A still from 'Maara'

A still from 'Maara'

Express News Service

If you didn’t know that Maara is the remake of the Malayalam film, Charlie, the opening shot of fireflies fluttering about is a strong hint of the magic contained within the universe of this film. Shortly, you see little Paaru in rapt attention, as a nun narrates to her the story of a soldier who’s travelling across seas and jungles in a quest to find his soul. This is pretty much the story of this film as well, as Paaru (Shraddha Srinath) grows up to find herself in a similar quest for her soul, well, soulmate, in Maara (Madhavan). There’s another quest for a soulmate in this film, one undertaken by Vellaiyan (a wonderful Mouli), one that is later taken over by Maara.

The film is a reinforcement of the power of stories, of the stories each of our lives are. This is why there are multiple characters with their own short stories, including those of Selvi (Abhirami), the sex worker, and Kani (Sshivada), the guilt-ridden doctor. The implication is that no one story is necessarily more important than another. I got the sense that Maara doesn’t think of himself as a hero or a saviour, even if those around him seem to believe that. He’s merely a tool, a person who breezes through life hoping to repay the extraordinary help that Vellaiyan has done to him.

I loved this touch because shorn of it, Maara, the character, could have felt idealistic and unrelatable — which would have gone against the point of the film itself. This way, there’s a reason for why Maara is the way he is, why he can’t afford to stay at one place for too long. I quite enjoyed that Madhavan plays this character without a sanctimonious flavour — and more importantly, in a way that shows that Maara isn’t above vulnerability. There’s no moral superiority in that ascetic laughter of his — which probably can be thought of as even the desperate attempt of an unhappy man to be happy, chained as he is to his lifelong quest. The film is almost a homage to art — and the dreaminess inherent in it.

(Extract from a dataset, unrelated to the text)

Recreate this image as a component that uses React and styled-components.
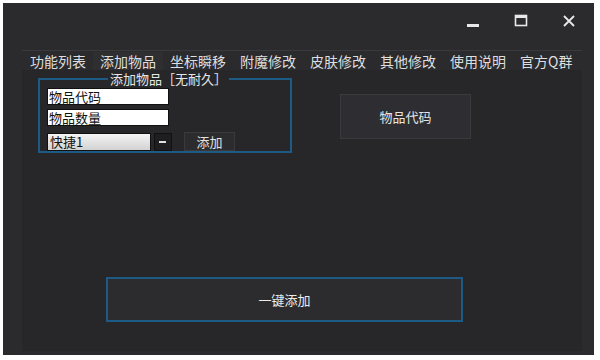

This can be spotted throughout the film: In the pretty wall murals, in the art plastered across and drawn all over the walls of Maara’s home, in the designer kites, in the sketch book and its pencil illustrations, in the sculptures… hell, even in the blotches of Maara’s acid-wash hoodies. There’s a call through this film, through its characters, to refuse to fall into the trap of mundanity and indifference, into routine and repetition. Maara is pretty much the film equivalent of ‘Follow the white rabbit’.

That’s perhaps why during a conversation between Maara and a thief (Alexander Babu), you can see a neon sign in the background that reads ‘White Rabbit’. The usual response to such a call is to cite a lack of financial security, and while that is a reason to be empathetic about — especially given the enviably cushy work-free existence Paaru seems to be leading in thi s f i lm—we could also note how Maara, who’s hardly a wealthy man (as a thief realises), makes the choice to get by, winning and returning favours in his small community. Maara, the film, suggests that perhaps, just perhaps, his way of life could also come down to the courage to choose to step away from the norm.

Realise the magic of life in you, it seems to be saying… notice the almost mystical beauty of existence. It’s also likely that this is why the film’s many shots are lit as they are, with many faces often aglow, as though in the presence of a halo. This is why the coincidences in this film become palatable. The central idea at the heart of this film is of two lonely souls in search of each other. Take note of that inexplicable attraction little Paaru feels as she sees a speeding train from within her bus. Or take note of that instinctive smile from Maara as he steps into his room, a room that Paaru has lived in briefly. In such a film, coincidences are to be thought of as divine providence, or as one character, when speaking about Maara says, “destiny”.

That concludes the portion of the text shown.